After one month in the secondary the gravity was 1.030, 7% ABV. We are not done yet. Rack to a tertiary fermenter with 1 lb 5 oz rice syrup dissolved in one liter water heated just to boiling and cooled before adding to fermenter. Dry hops and oak chips were left behind in the secondary. This addition raised the gravity to 1.036.

The fermentation picked up again very nicely and continued for about 12 days. The gravity is now at 1.028, 8% ABV. I wanted at least 9%.

Add 1 more vial of yeast and another 1lb 5 oz jar of rice syrup, this time dissolved in only a half liter of water so as not to dilute it as much. Gravity increased to 1.034.

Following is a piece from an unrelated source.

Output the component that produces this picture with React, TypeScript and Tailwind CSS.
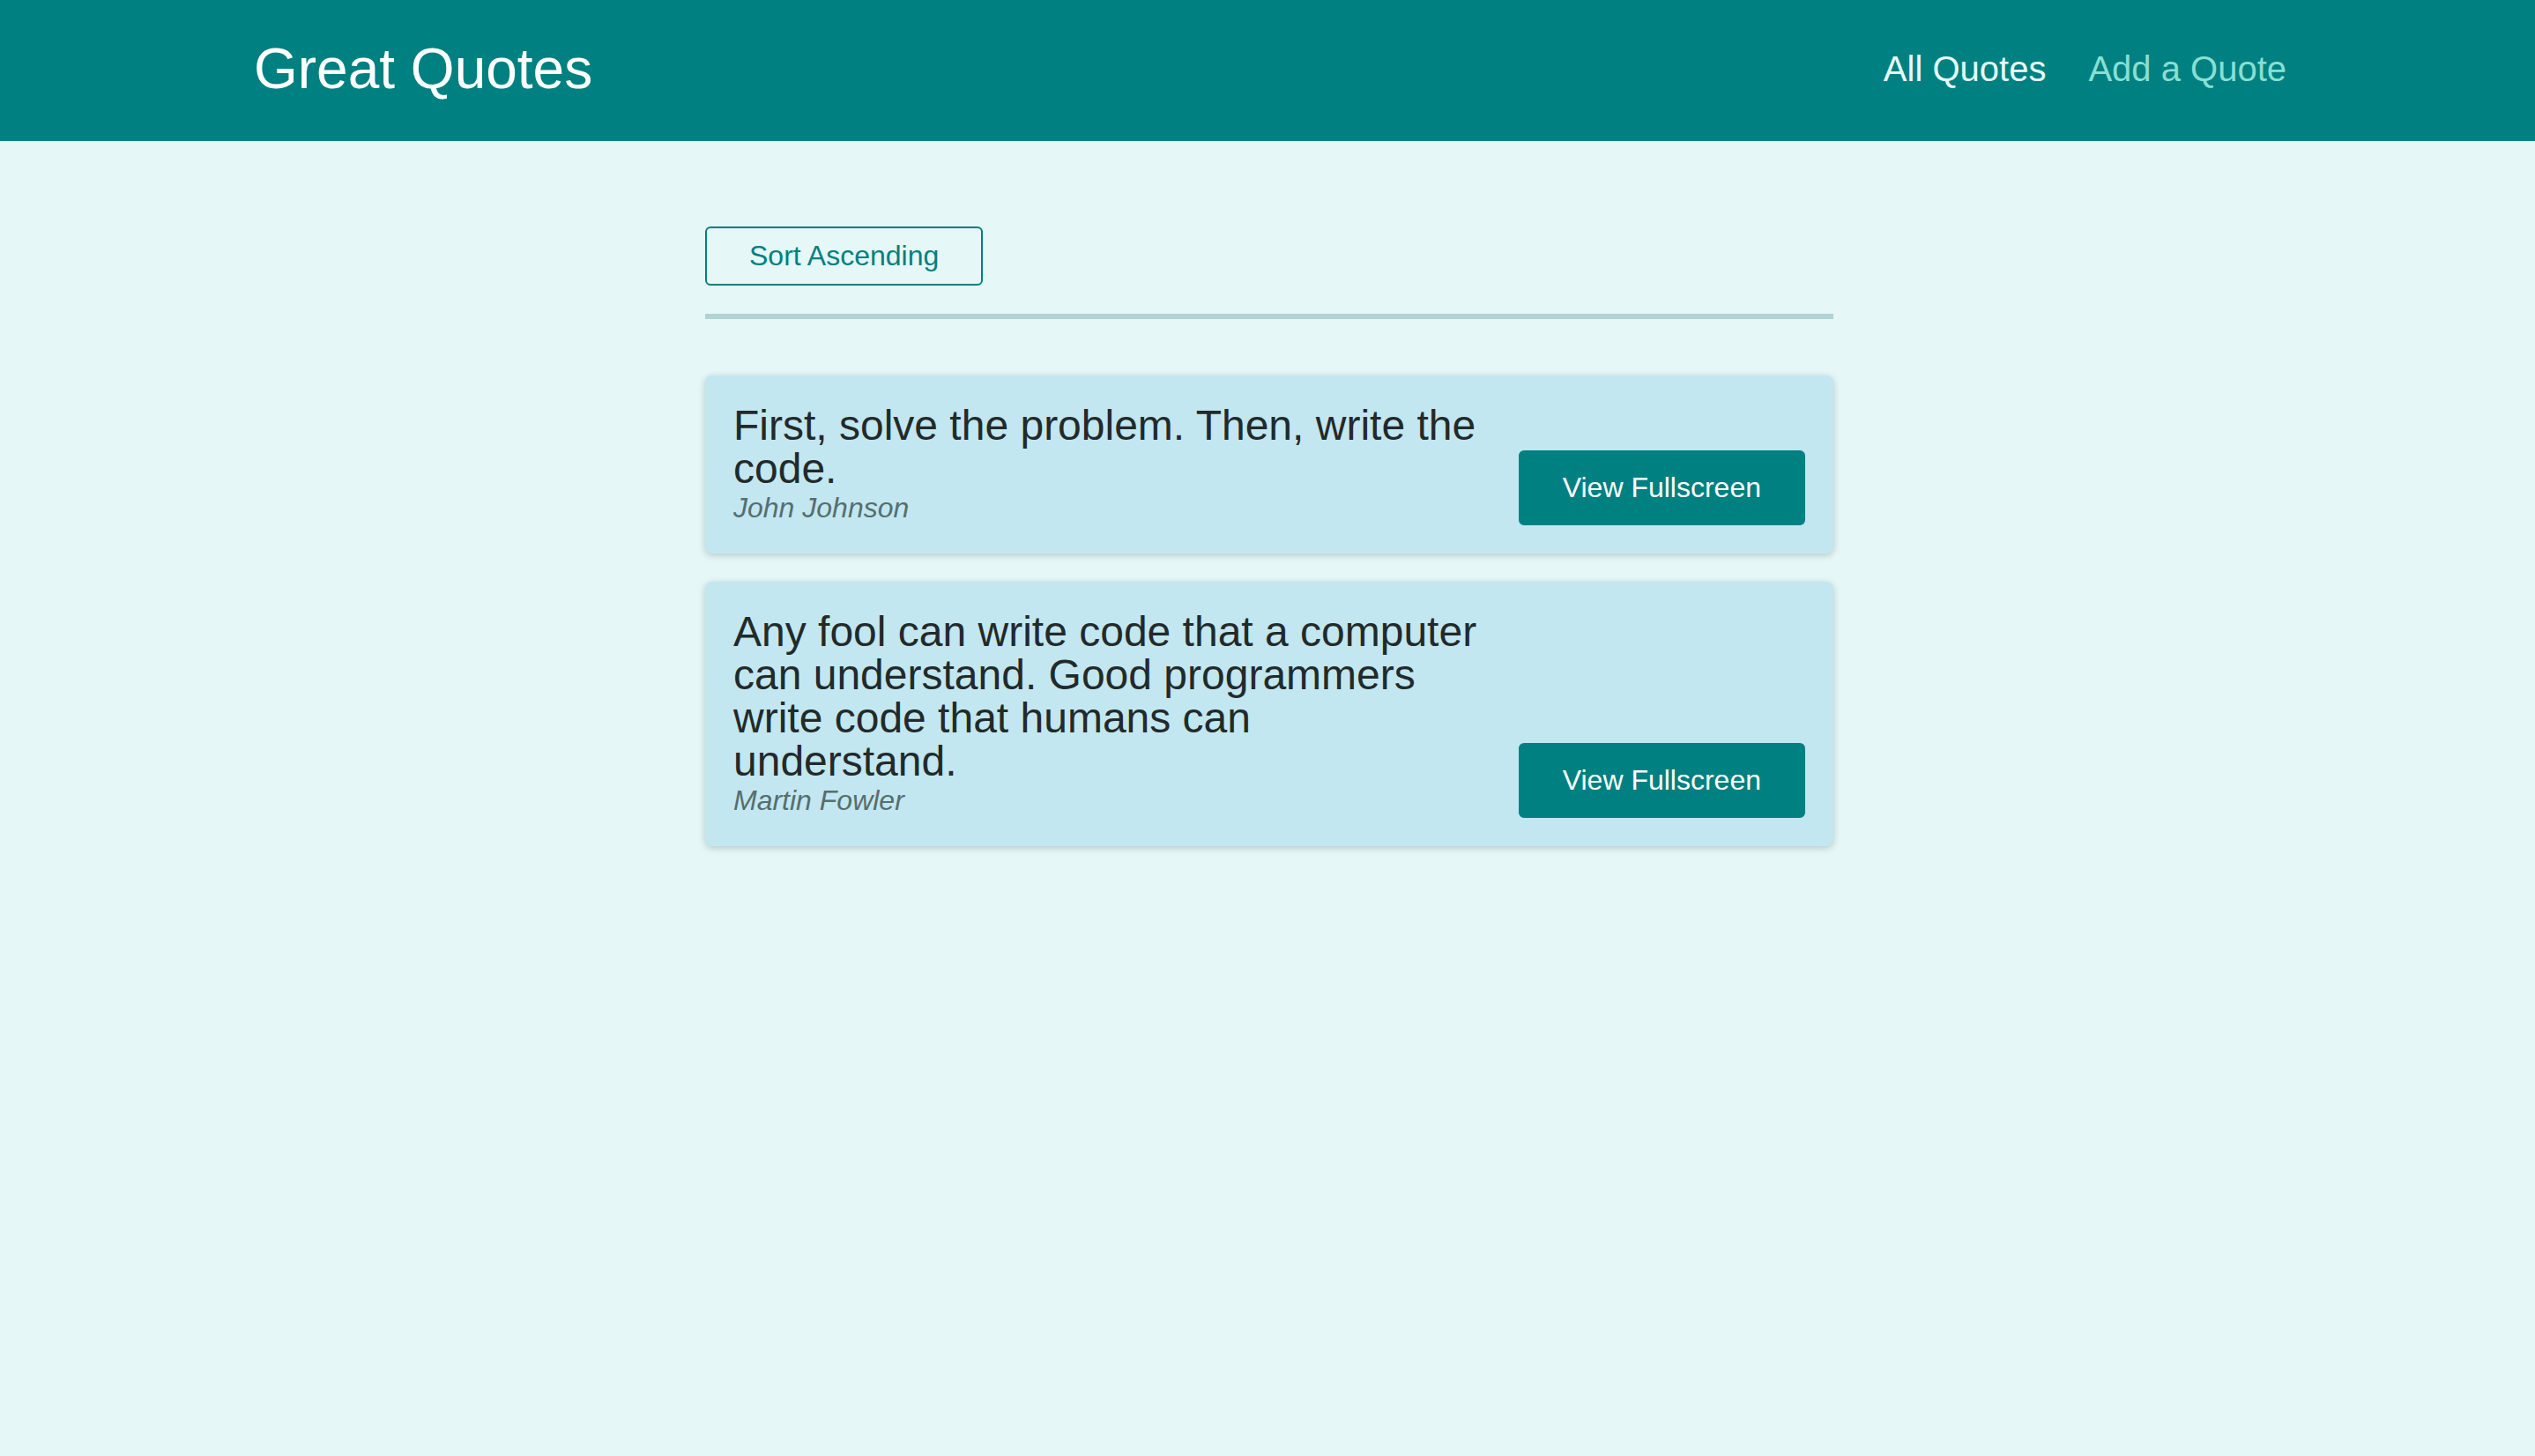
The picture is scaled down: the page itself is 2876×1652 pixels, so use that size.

After 15 days I racked this to a fourth, quaternary fermenter to let it do a final clearing. Gravity is now at 1.029 which gives me almost the 9% I wanted.

I left it in the quaternary for nearly a month which adds up to about 3 month’s total fermentation before finally priming and bottling. FG was 1.025 for 9.5% ABV, surpassing the 9% minimum I wanted.

The flavor of this was a bit hard to describe, both very sweet and very bitter at the same time, somewhat like a Barleywine but not really. The carbonation was right on and the color was a bit dark for an IPA with moderate but acceptable chill haze. And, the alcohol content was very obvious.

After about 2 ½ months, the bottles became a bit over carbonated. Not gushers, but very foamy when poured. Upon having a bottle of Arrogant Bastard, I realized that is what this beer tastes like — times 3 or 4 in all aspects — malt, hops, and alcohol. It was just completely over the top, too much of a good thing.

Upon retrospect, when I finally finished the last bottle, I decided it was not too much of a good thing. It was a much too good thing!

OK, there’s three very different IPA for you to ponder. That leaves only 10 more bottles to pass around. We are nearing the end my friends.